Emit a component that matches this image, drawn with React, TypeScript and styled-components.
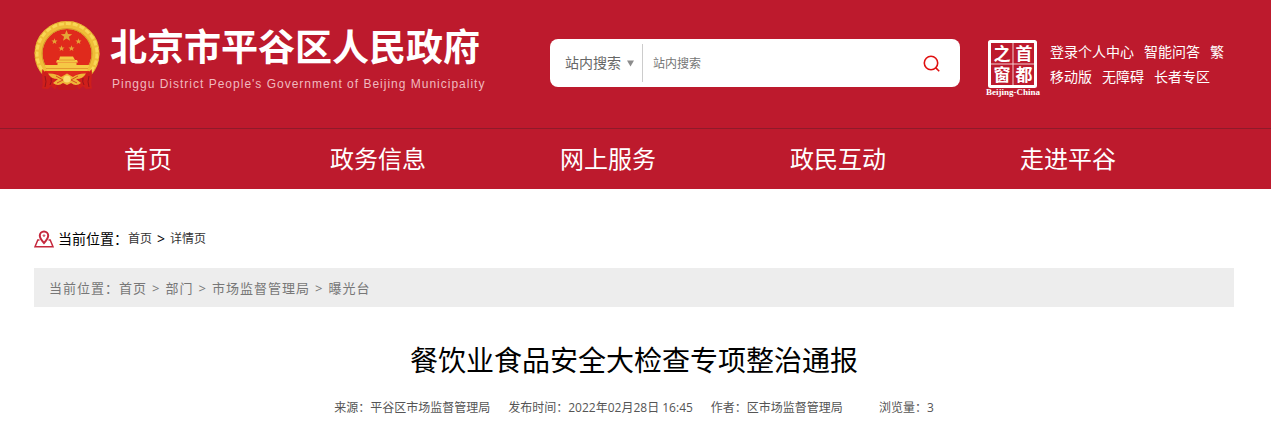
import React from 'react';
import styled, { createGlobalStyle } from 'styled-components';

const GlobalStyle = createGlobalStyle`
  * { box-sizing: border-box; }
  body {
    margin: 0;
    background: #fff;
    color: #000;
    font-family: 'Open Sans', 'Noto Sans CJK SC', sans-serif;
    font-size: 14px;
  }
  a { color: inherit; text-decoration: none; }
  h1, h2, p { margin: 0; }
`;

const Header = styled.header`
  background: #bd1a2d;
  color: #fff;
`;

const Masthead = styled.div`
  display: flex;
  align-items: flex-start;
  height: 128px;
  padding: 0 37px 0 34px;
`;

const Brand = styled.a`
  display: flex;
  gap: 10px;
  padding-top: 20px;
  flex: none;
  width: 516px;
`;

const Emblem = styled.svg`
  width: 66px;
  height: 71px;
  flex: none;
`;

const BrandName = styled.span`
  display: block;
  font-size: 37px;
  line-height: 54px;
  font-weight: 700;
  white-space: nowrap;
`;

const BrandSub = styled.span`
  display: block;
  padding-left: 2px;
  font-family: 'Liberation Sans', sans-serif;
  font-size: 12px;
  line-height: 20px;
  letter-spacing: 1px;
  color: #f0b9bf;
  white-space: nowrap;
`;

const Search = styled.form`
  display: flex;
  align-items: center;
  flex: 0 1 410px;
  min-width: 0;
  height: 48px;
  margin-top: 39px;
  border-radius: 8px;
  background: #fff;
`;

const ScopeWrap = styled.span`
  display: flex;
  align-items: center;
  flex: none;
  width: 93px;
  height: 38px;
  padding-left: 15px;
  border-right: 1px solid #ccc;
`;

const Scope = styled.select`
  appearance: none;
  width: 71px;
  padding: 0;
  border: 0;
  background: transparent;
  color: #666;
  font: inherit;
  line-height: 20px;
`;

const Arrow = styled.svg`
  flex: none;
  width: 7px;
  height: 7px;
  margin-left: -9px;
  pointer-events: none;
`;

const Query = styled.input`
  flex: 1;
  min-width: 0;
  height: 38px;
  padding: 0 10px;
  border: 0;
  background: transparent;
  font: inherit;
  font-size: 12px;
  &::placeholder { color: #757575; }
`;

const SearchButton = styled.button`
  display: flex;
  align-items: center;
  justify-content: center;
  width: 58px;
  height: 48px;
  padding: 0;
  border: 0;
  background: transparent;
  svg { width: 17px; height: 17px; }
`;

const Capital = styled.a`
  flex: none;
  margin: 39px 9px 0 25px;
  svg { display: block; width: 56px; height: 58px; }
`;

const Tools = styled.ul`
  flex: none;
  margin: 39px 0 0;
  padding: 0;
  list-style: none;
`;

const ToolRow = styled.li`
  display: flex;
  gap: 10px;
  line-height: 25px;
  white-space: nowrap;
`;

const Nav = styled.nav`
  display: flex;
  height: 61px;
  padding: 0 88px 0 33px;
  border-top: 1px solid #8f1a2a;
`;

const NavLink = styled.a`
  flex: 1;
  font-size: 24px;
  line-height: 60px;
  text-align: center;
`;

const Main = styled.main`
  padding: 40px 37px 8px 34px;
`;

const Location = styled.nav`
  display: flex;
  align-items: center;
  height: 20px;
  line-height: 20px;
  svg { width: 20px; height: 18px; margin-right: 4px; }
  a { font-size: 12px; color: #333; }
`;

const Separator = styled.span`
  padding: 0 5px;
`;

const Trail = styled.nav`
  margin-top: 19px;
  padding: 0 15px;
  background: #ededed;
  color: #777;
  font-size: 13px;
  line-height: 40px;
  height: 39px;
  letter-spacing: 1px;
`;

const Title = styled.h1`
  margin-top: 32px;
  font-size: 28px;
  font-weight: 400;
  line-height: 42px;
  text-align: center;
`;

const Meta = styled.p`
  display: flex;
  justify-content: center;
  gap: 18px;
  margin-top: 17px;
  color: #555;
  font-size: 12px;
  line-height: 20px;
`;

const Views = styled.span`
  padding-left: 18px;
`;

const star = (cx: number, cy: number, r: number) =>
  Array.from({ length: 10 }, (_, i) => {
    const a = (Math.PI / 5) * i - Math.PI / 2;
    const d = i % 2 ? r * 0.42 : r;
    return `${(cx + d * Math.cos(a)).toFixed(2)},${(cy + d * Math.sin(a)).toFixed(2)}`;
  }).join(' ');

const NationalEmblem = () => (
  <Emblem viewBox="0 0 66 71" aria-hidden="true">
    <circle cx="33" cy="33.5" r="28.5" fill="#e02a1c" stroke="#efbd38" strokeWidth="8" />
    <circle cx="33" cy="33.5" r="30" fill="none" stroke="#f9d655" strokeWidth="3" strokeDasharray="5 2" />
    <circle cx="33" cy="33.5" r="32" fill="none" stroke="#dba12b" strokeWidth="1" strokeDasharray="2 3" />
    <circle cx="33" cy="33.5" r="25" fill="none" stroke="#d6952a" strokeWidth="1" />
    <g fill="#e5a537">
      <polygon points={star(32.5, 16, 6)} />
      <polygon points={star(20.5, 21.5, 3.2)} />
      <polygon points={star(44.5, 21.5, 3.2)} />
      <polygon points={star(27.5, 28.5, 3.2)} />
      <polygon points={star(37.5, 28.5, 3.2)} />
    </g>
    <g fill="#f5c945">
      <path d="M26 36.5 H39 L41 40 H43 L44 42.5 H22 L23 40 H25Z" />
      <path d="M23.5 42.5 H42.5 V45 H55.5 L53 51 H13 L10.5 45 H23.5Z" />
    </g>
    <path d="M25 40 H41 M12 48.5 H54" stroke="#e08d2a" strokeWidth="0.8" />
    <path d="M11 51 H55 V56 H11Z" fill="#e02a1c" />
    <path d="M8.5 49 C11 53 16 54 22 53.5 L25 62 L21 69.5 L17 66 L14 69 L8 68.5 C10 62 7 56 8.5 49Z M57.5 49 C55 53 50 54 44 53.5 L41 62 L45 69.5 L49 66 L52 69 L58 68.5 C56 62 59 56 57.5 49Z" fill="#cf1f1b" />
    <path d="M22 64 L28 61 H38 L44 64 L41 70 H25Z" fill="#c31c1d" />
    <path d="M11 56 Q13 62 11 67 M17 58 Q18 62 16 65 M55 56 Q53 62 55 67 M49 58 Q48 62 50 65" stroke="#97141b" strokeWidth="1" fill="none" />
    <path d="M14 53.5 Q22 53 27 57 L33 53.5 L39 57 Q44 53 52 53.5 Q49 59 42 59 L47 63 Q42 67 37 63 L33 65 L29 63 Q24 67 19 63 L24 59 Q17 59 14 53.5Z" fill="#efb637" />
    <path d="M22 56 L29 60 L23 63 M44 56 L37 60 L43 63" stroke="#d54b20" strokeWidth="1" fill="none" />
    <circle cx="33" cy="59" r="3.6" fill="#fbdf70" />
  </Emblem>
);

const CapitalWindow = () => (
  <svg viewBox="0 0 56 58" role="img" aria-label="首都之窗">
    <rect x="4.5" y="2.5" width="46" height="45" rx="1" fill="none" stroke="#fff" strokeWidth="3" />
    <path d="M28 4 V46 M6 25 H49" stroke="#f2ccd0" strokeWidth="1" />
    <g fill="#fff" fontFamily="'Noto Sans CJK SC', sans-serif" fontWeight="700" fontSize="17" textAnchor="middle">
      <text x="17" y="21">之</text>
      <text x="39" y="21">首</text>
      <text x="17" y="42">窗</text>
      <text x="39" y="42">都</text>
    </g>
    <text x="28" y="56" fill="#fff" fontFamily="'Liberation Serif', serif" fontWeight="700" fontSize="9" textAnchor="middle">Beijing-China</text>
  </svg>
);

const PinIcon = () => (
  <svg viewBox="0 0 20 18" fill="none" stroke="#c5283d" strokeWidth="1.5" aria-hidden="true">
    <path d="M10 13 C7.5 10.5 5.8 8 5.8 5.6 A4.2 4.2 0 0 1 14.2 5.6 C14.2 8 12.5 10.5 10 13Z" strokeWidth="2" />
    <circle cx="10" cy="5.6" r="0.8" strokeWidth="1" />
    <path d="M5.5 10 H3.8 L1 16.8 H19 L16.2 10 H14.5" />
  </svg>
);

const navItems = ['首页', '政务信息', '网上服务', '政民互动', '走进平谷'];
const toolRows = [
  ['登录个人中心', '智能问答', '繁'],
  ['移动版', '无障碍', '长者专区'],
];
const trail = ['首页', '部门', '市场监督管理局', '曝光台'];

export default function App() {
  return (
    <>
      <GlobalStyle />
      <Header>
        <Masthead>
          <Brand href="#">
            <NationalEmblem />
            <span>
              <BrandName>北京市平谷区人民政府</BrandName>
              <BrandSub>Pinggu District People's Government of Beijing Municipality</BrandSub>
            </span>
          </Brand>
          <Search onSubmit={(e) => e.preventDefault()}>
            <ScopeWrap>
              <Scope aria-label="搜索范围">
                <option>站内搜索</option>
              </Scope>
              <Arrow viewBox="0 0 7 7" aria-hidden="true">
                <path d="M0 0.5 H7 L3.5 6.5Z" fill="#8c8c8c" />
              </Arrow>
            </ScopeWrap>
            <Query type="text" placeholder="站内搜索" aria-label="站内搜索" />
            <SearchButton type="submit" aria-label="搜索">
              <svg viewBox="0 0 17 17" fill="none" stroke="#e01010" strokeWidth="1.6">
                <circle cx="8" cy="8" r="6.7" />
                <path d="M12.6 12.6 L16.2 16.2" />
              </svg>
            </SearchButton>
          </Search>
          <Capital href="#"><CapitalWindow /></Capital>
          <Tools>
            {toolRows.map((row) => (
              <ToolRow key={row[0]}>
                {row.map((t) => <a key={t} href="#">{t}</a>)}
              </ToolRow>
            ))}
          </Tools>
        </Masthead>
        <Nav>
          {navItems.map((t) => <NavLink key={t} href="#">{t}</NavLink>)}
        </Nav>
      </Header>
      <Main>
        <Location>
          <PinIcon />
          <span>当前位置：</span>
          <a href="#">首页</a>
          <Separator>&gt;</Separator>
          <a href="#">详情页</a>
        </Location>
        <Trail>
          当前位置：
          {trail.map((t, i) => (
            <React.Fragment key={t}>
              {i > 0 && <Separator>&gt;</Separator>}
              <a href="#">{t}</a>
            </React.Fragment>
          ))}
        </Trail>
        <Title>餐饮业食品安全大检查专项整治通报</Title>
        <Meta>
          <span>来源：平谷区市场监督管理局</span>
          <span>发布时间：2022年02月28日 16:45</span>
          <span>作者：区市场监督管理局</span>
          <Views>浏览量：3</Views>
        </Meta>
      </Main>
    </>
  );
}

================================

What you have to do.
Scan the lines for the string "components". Copy out each line that matches.

Written solution.
Emit a component that matches this image, drawn with React, TypeScript and styled-components.
import styled, { createGlobalStyle } from 'styled-components';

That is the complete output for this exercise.